Work out how many lines of the material below mention the word "React"; reply with the number only.

[BEGIN]

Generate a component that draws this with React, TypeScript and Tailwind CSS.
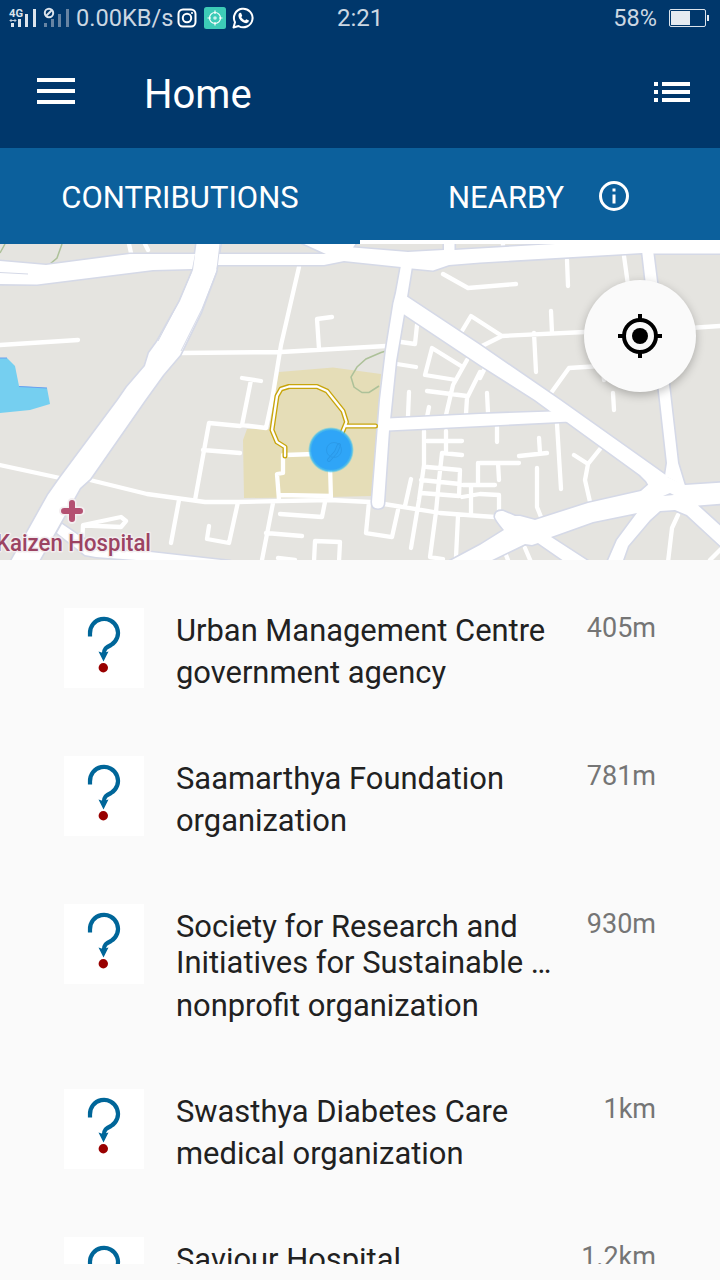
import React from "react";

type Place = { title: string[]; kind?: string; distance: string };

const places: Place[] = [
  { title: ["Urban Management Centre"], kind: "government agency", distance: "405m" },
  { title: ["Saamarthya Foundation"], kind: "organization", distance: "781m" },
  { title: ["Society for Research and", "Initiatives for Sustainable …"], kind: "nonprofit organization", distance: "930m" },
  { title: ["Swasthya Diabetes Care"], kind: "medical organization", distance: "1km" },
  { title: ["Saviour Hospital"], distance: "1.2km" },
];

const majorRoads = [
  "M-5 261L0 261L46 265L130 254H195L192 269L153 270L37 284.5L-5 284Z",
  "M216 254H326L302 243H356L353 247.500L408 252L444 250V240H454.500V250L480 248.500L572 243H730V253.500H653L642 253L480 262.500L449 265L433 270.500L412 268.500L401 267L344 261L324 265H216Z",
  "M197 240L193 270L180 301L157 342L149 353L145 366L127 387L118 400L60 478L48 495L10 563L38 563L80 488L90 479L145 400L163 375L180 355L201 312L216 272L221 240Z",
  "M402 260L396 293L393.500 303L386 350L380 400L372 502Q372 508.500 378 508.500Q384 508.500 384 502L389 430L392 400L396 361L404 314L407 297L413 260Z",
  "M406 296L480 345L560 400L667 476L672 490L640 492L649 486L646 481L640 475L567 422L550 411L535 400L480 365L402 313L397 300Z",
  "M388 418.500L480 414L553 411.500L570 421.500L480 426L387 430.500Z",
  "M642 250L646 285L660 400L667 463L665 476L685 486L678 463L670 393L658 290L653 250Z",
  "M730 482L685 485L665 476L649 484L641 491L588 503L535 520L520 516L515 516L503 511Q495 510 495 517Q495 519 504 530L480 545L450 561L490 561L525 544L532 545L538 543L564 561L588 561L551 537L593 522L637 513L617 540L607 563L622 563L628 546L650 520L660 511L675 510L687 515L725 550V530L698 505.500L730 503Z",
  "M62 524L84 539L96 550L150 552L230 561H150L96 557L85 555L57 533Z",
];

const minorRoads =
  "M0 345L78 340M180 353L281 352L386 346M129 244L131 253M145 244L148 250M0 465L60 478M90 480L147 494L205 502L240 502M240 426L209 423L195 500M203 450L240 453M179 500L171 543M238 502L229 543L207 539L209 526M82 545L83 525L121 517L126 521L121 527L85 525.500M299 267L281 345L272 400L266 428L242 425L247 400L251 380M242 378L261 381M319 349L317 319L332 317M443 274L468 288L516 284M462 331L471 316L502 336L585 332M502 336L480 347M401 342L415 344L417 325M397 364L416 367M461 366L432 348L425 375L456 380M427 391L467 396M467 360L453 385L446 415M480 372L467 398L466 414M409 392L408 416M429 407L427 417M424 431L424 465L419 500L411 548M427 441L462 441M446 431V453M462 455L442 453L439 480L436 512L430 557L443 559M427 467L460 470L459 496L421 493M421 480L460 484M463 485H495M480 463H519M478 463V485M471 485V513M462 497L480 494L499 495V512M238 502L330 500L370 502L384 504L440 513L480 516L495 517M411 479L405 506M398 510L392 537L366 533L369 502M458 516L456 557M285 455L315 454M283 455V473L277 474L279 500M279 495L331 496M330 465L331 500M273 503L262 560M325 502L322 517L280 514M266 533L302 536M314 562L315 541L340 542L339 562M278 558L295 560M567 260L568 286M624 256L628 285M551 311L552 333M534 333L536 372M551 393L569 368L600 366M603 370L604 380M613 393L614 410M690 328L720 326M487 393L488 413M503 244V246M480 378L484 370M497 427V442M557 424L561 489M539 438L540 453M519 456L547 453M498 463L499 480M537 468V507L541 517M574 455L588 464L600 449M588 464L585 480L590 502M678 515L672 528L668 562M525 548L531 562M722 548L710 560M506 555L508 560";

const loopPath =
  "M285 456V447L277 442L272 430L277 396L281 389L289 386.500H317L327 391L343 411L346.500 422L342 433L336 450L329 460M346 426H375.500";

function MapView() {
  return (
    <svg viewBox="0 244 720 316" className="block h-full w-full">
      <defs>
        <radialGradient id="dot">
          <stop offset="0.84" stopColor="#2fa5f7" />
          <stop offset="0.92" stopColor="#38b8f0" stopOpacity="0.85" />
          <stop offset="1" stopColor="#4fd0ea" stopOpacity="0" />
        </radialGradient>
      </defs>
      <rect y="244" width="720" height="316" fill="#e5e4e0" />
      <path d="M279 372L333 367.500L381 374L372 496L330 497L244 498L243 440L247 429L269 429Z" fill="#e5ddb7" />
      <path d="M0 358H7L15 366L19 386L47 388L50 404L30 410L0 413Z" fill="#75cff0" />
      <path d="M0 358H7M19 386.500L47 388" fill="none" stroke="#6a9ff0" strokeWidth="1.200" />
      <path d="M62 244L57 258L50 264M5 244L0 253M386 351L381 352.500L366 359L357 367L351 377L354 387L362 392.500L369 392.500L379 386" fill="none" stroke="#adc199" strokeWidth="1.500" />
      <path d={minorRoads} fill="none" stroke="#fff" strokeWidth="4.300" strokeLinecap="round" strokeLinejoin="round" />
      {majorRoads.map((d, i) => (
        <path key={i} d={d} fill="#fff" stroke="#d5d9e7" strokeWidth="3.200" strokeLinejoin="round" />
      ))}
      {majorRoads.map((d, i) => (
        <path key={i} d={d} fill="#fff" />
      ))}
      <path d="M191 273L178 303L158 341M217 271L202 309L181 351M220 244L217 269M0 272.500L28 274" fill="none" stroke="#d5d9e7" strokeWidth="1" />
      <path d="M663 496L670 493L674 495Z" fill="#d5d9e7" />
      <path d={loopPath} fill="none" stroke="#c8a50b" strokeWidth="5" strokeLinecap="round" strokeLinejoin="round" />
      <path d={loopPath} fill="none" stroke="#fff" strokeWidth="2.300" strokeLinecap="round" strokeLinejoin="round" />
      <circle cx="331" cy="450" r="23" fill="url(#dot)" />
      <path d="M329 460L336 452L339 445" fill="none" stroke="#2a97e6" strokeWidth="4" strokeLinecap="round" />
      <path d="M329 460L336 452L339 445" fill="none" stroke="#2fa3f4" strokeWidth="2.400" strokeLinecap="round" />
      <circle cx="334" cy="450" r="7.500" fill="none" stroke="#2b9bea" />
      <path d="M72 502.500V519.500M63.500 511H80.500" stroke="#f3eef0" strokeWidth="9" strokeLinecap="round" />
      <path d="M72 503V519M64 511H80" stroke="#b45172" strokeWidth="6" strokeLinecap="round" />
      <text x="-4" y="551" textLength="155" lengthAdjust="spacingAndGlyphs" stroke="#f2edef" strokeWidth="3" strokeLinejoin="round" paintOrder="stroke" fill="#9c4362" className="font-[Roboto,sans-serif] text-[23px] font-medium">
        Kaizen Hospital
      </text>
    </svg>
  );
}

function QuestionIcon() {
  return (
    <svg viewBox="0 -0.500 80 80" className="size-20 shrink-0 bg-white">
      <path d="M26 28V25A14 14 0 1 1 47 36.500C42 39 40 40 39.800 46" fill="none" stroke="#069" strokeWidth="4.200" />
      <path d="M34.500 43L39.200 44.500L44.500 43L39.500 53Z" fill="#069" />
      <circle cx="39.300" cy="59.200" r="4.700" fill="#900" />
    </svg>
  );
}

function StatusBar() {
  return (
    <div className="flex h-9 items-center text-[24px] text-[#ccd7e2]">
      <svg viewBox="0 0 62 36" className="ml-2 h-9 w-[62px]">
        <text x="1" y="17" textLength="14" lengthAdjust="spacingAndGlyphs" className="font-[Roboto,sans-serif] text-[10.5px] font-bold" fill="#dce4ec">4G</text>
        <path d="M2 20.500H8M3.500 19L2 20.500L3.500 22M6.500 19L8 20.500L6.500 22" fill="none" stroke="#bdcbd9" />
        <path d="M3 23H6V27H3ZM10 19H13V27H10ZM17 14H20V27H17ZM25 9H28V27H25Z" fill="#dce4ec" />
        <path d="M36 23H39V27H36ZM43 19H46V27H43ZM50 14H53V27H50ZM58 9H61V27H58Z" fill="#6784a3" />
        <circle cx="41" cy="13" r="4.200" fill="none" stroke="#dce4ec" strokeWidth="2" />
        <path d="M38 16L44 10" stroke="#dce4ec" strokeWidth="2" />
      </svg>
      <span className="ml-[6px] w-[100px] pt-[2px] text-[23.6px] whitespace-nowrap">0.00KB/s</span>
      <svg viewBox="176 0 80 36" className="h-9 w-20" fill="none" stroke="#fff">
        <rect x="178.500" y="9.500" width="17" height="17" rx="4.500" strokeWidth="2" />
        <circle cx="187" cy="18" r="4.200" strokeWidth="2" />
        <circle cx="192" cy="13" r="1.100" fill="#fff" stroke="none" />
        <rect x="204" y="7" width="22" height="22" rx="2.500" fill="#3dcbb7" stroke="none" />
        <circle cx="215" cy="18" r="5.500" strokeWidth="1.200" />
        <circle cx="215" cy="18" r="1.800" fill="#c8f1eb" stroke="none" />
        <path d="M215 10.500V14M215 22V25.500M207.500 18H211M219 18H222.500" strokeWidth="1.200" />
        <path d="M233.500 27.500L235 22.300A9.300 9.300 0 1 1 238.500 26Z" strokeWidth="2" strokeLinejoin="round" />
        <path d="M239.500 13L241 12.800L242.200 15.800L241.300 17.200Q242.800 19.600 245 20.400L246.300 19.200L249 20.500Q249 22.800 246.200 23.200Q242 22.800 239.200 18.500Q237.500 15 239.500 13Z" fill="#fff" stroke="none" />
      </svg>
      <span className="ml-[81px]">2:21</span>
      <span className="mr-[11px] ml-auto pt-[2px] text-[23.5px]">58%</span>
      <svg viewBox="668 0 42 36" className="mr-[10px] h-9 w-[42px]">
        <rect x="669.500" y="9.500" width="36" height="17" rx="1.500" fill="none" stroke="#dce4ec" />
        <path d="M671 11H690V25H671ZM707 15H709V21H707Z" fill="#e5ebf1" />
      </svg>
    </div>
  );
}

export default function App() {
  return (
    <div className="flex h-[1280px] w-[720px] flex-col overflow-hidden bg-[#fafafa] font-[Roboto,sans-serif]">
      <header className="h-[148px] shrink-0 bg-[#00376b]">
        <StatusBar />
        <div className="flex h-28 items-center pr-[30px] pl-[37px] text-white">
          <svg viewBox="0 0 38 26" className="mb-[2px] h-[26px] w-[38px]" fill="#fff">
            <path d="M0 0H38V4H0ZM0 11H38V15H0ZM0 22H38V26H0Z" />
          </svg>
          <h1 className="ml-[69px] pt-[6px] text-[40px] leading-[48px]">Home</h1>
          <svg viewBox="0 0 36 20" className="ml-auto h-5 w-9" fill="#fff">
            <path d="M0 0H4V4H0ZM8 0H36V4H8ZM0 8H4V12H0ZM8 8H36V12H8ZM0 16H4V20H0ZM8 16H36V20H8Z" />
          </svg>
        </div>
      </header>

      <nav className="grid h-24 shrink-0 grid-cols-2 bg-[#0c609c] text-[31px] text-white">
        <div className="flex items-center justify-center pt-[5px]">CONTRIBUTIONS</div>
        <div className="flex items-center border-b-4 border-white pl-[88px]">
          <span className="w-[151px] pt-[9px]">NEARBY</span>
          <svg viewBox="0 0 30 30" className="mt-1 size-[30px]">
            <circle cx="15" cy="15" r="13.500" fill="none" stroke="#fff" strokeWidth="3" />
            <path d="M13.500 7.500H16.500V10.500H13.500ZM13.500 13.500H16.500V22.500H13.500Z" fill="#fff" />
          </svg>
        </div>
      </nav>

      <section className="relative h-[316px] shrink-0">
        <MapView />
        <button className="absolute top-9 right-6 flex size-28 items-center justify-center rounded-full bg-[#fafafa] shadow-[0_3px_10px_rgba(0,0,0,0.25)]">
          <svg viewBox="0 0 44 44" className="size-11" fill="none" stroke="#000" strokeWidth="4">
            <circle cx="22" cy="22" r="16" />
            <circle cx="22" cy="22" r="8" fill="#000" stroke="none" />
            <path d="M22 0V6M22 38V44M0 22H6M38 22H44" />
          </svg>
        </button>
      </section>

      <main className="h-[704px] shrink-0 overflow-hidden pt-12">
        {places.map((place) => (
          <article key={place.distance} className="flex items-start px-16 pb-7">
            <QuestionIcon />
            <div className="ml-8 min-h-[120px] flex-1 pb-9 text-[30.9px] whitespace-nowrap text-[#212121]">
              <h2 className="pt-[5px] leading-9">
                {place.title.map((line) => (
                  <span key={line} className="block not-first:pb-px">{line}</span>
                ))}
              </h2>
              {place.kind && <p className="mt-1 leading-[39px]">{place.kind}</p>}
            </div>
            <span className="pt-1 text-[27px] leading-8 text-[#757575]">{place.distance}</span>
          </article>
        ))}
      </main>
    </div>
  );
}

[END]

Task response:
2